Exercise details
What follows is a set of records; restate each one word for word and drop the pictures.

Dataset rows

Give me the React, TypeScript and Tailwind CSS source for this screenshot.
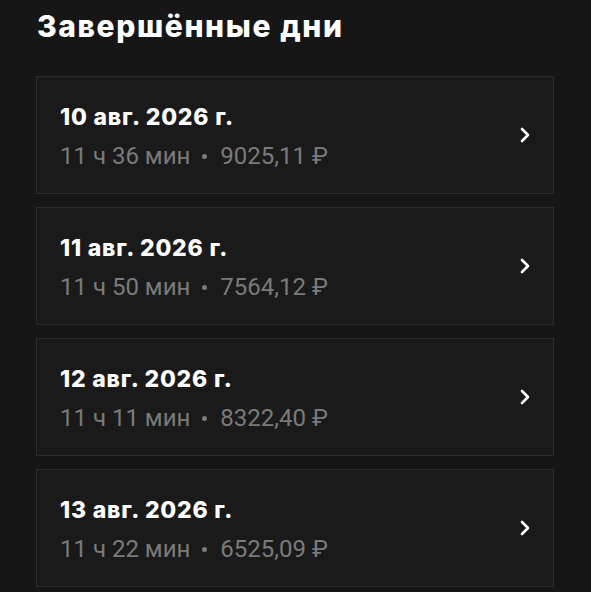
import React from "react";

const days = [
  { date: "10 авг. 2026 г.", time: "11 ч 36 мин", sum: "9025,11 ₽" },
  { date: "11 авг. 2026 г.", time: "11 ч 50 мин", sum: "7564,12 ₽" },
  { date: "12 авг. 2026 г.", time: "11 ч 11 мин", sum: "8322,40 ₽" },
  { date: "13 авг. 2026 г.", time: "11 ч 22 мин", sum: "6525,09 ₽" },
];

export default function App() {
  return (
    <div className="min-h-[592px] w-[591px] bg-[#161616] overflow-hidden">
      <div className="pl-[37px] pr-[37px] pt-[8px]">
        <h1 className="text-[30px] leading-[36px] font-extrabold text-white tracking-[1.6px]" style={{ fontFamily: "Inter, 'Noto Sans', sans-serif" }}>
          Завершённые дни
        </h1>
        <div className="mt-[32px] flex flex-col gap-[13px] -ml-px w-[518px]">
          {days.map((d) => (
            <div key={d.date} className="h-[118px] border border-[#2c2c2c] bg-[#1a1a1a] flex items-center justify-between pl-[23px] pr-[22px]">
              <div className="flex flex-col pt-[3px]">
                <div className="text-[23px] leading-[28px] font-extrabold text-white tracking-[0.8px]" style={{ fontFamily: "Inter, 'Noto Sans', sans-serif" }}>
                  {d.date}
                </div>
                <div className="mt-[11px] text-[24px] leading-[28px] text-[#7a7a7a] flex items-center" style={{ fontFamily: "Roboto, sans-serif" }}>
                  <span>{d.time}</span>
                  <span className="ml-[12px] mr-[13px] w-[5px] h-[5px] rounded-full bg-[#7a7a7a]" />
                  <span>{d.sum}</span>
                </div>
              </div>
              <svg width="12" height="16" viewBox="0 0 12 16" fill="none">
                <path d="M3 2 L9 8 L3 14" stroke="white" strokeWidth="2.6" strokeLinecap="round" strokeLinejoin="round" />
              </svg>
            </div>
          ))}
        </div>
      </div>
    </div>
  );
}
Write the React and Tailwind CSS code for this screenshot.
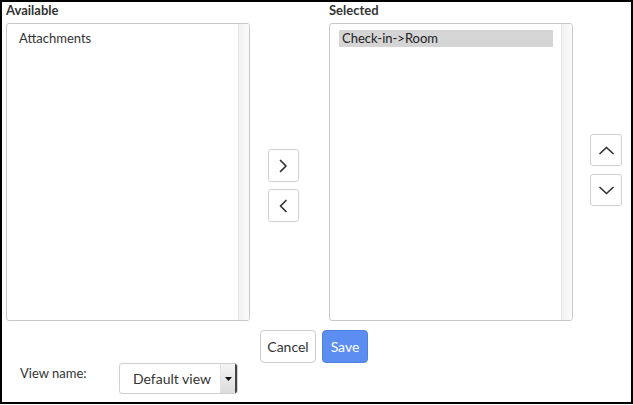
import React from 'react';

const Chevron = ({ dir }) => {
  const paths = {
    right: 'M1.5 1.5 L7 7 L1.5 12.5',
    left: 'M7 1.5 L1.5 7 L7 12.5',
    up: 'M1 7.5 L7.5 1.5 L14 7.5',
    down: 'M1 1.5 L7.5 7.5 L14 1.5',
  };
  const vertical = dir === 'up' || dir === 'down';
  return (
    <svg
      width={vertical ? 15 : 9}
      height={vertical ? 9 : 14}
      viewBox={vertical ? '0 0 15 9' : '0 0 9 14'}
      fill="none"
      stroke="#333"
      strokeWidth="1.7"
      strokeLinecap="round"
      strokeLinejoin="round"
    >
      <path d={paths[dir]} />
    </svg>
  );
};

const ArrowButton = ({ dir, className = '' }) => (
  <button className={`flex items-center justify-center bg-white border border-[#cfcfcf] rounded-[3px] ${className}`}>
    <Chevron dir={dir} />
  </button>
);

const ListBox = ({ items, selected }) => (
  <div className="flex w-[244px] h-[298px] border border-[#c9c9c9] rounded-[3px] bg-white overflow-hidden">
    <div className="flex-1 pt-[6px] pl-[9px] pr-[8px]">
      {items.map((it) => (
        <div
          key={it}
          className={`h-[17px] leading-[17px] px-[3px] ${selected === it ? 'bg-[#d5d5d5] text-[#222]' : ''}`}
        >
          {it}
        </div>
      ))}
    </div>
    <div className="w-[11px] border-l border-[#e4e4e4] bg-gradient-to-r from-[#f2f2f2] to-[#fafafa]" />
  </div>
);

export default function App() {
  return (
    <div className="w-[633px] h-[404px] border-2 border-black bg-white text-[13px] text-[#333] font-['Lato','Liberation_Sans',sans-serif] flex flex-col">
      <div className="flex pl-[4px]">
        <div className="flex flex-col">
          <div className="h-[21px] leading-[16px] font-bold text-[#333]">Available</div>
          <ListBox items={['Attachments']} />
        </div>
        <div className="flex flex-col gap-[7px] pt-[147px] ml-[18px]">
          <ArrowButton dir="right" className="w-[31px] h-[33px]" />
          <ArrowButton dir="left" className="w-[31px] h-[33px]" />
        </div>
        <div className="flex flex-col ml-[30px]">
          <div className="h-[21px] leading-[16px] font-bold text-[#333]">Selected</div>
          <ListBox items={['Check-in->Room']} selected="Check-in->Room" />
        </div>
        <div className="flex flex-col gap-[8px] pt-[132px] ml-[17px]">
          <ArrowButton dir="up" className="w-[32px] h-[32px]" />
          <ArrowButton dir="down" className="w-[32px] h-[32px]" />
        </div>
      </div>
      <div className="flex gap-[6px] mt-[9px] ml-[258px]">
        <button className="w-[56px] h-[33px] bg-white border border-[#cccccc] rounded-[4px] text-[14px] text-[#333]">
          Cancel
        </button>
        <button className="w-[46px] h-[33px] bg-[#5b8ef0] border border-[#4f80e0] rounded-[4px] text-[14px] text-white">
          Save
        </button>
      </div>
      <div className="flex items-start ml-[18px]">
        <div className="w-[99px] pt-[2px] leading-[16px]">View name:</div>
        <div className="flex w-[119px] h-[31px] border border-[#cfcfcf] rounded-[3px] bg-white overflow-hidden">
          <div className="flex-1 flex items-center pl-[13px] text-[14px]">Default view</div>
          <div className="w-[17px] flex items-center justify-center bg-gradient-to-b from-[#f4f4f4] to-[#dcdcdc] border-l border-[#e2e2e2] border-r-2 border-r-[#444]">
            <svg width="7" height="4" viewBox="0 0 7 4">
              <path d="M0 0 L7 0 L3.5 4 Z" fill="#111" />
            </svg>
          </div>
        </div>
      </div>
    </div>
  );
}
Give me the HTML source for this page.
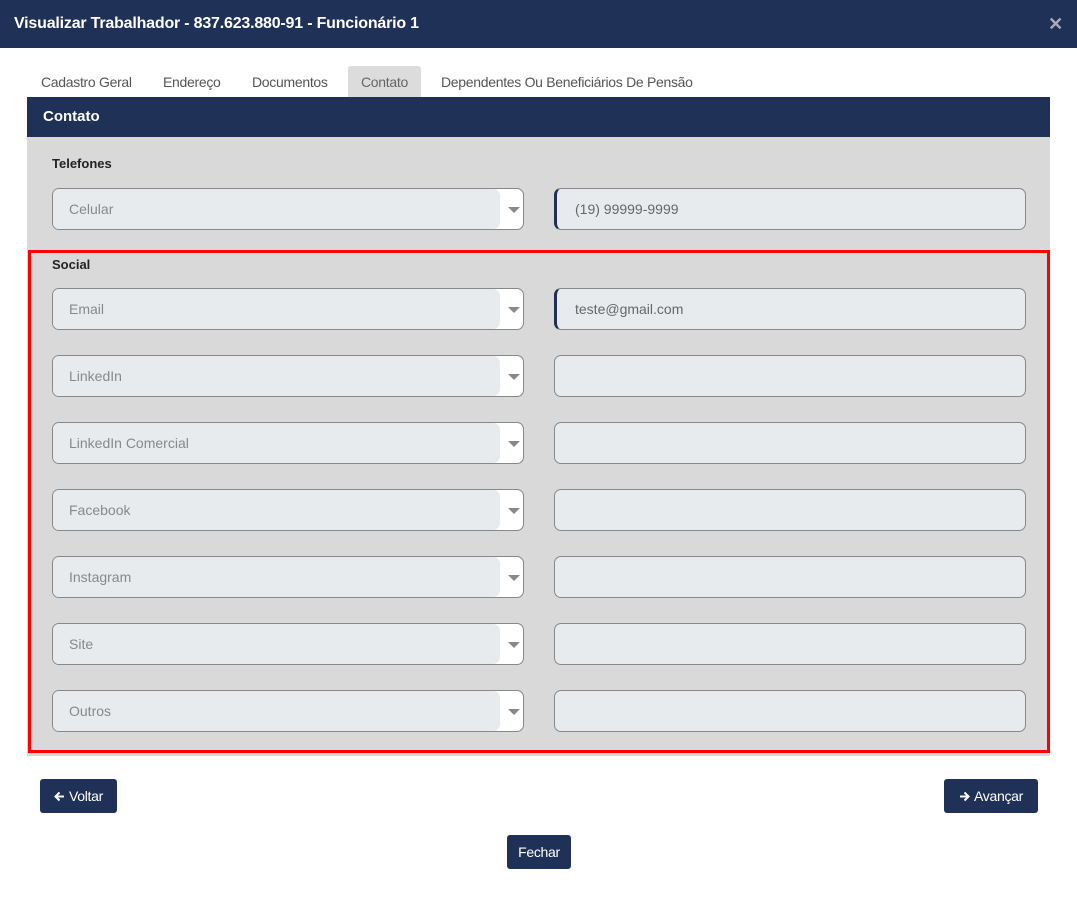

The response
Give me the React, TypeScript and Tailwind CSS source for this screenshot.
import React from "react";

const days = [
  { date: "10 авг. 2026 г.", time: "11 ч 36 мин", sum: "9025,11 ₽" },
  { date: "11 авг. 2026 г.", time: "11 ч 50 мин", sum: "7564,12 ₽" },
  { date: "12 авг. 2026 г.", time: "11 ч 11 мин", sum: "8322,40 ₽" },
  { date: "13 авг. 2026 г.", time: "11 ч 22 мин", sum: "6525,09 ₽" },
];

export default function App() {
  return (
    <div className="min-h-[592px] w-[591px] bg-[#161616] overflow-hidden">
      <div className="pl-[37px] pr-[37px] pt-[8px]">
        <h1 className="text-[30px] leading-[36px] font-extrabold text-white tracking-[1.6px]" style={{ fontFamily: "Inter, 'Noto Sans', sans-serif" }}>
          Завершённые дни
        </h1>
        <div className="mt-[32px] flex flex-col gap-[13px] -ml-px w-[518px]">
          {days.map((d) => (
            <div key={d.date} className="h-[118px] border border-[#2c2c2c] bg-[#1a1a1a] flex items-center justify-between pl-[23px] pr-[22px]">
              <div className="flex flex-col pt-[3px]">
                <div className="text-[23px] leading-[28px] font-extrabold text-white tracking-[0.8px]" style={{ fontFamily: "Inter, 'Noto Sans', sans-serif" }}>
                  {d.date}
                </div>
                <div className="mt-[11px] text-[24px] leading-[28px] text-[#7a7a7a] flex items-center" style={{ fontFamily: "Roboto, sans-serif" }}>
                  <span>{d.time}</span>
                  <span className="ml-[12px] mr-[13px] w-[5px] h-[5px] rounded-full bg-[#7a7a7a]" />
                  <span>{d.sum}</span>
                </div>
              </div>
              <svg width="12" height="16" viewBox="0 0 12 16" fill="none">
                <path d="M3 2 L9 8 L3 14" stroke="white" strokeWidth="2.6" strokeLinecap="round" strokeLinejoin="round" />
              </svg>
            </div>
          ))}
        </div>
      </div>
    </div>
  );
}
Write the React and Tailwind CSS code for this screenshot.
import React from 'react';

const Chevron = ({ dir }) => {
  const paths = {
    right: 'M1.5 1.5 L7 7 L1.5 12.5',
    left: 'M7 1.5 L1.5 7 L7 12.5',
    up: 'M1 7.5 L7.5 1.5 L14 7.5',
    down: 'M1 1.5 L7.5 7.5 L14 1.5',
  };
  const vertical = dir === 'up' || dir === 'down';
  return (
    <svg
      width={vertical ? 15 : 9}
      height={vertical ? 9 : 14}
      viewBox={vertical ? '0 0 15 9' : '0 0 9 14'}
      fill="none"
      stroke="#333"
      strokeWidth="1.7"
      strokeLinecap="round"
      strokeLinejoin="round"
    >
      <path d={paths[dir]} />
    </svg>
  );
};

const ArrowButton = ({ dir, className = '' }) => (
  <button className={`flex items-center justify-center bg-white border border-[#cfcfcf] rounded-[3px] ${className}`}>
    <Chevron dir={dir} />
  </button>
);

const ListBox = ({ items, selected }) => (
  <div className="flex w-[244px] h-[298px] border border-[#c9c9c9] rounded-[3px] bg-white overflow-hidden">
    <div className="flex-1 pt-[6px] pl-[9px] pr-[8px]">
      {items.map((it) => (
        <div
          key={it}
          className={`h-[17px] leading-[17px] px-[3px] ${selected === it ? 'bg-[#d5d5d5] text-[#222]' : ''}`}
        >
          {it}
        </div>
      ))}
    </div>
    <div className="w-[11px] border-l border-[#e4e4e4] bg-gradient-to-r from-[#f2f2f2] to-[#fafafa]" />
  </div>
);

export default function App() {
  return (
    <div className="w-[633px] h-[404px] border-2 border-black bg-white text-[13px] text-[#333] font-['Lato','Liberation_Sans',sans-serif] flex flex-col">
      <div className="flex pl-[4px]">
        <div className="flex flex-col">
          <div className="h-[21px] leading-[16px] font-bold text-[#333]">Available</div>
          <ListBox items={['Attachments']} />
        </div>
        <div className="flex flex-col gap-[7px] pt-[147px] ml-[18px]">
          <ArrowButton dir="right" className="w-[31px] h-[33px]" />
          <ArrowButton dir="left" className="w-[31px] h-[33px]" />
        </div>
        <div className="flex flex-col ml-[30px]">
          <div className="h-[21px] leading-[16px] font-bold text-[#333]">Selected</div>
          <ListBox items={['Check-in->Room']} selected="Check-in->Room" />
        </div>
        <div className="flex flex-col gap-[8px] pt-[132px] ml-[17px]">
          <ArrowButton dir="up" className="w-[32px] h-[32px]" />
          <ArrowButton dir="down" className="w-[32px] h-[32px]" />
        </div>
      </div>
      <div className="flex gap-[6px] mt-[9px] ml-[258px]">
        <button className="w-[56px] h-[33px] bg-white border border-[#cccccc] rounded-[4px] text-[14px] text-[#333]">
          Cancel
        </button>
        <button className="w-[46px] h-[33px] bg-[#5b8ef0] border border-[#4f80e0] rounded-[4px] text-[14px] text-white">
          Save
        </button>
      </div>
      <div className="flex items-start ml-[18px]">
        <div className="w-[99px] pt-[2px] leading-[16px]">View name:</div>
        <div className="flex w-[119px] h-[31px] border border-[#cfcfcf] rounded-[3px] bg-white overflow-hidden">
          <div className="flex-1 flex items-center pl-[13px] text-[14px]">Default view</div>
          <div className="w-[17px] flex items-center justify-center bg-gradient-to-b from-[#f4f4f4] to-[#dcdcdc] border-l border-[#e2e2e2] border-r-2 border-r-[#444]">
            <svg width="7" height="4" viewBox="0 0 7 4">
              <path d="M0 0 L7 0 L3.5 4 Z" fill="#111" />
            </svg>
          </div>
        </div>
      </div>
    </div>
  );
}
Give me the HTML source for this page.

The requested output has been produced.